Door operations are the most visible failure surface in a ticketing platform. A customer who could not buy a ticket complains in a private DM; a customer stuck outside a venue at showtime complains on social media in a way that costs the venue future bookings. The validator handshake is the contract between the platform and the venue staff. It needs to work consistently, give clear reasons when it does not, and not turn into a queue at gate-open.

The framework's structural choice — server-side decision, idempotent writes, named failure reasons — is what makes the venue staff trust the scanner.

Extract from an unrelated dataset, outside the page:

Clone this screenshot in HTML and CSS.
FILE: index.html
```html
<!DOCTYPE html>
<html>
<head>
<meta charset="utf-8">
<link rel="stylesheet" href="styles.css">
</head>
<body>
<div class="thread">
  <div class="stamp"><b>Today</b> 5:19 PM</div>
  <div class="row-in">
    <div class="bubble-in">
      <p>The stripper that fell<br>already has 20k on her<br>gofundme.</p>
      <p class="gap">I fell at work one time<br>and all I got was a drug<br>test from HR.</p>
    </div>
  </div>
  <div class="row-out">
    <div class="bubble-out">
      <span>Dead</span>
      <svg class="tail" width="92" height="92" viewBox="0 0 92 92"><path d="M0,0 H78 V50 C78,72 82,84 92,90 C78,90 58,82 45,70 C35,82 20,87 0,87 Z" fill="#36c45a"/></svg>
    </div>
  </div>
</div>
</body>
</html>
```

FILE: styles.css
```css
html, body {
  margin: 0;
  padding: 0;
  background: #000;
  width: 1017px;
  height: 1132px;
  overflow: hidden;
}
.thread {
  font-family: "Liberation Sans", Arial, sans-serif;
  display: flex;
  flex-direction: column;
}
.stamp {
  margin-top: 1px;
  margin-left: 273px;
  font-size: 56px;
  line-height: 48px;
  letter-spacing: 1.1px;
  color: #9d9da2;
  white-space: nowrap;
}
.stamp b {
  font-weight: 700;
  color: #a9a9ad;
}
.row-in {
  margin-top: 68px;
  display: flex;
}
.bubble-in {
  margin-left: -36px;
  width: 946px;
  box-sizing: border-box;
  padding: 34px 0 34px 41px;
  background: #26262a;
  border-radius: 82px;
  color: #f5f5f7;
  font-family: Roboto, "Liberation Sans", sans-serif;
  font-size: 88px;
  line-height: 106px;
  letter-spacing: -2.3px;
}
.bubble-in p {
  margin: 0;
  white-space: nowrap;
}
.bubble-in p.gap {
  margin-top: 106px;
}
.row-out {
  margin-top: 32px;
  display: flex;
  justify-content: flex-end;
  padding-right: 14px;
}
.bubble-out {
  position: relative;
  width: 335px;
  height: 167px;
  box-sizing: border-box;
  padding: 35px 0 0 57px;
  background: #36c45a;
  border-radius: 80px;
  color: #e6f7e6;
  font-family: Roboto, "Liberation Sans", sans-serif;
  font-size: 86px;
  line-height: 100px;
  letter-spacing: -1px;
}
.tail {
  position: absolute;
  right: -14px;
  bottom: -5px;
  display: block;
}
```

Trust translates to faster lines, fewer escalations to the box office, and a quieter night for the platform engineer on call.

What to do next

If you are starting fresh, model the EntryLog first and the scanner second. The unique constraint is the spine of the framework; the rest is shape.

If you have a scanner that decides locally, the smallest experiment is to add the validator endpoint and have the scanner call it after its local decision, just to compare. The first time the local decision disagrees with the server decision, the discussion shifts naturally toward making the server the source of truth.

The artifact to copy: a POST endpoint that parses a QR payload, runs the four-check decision tree inside a transaction, writes an EntryLog row on allow, and returns one of four named decisions. Forty lines of TypeScript, one Prisma model, one composite unique index. The rest is venue-specific polish.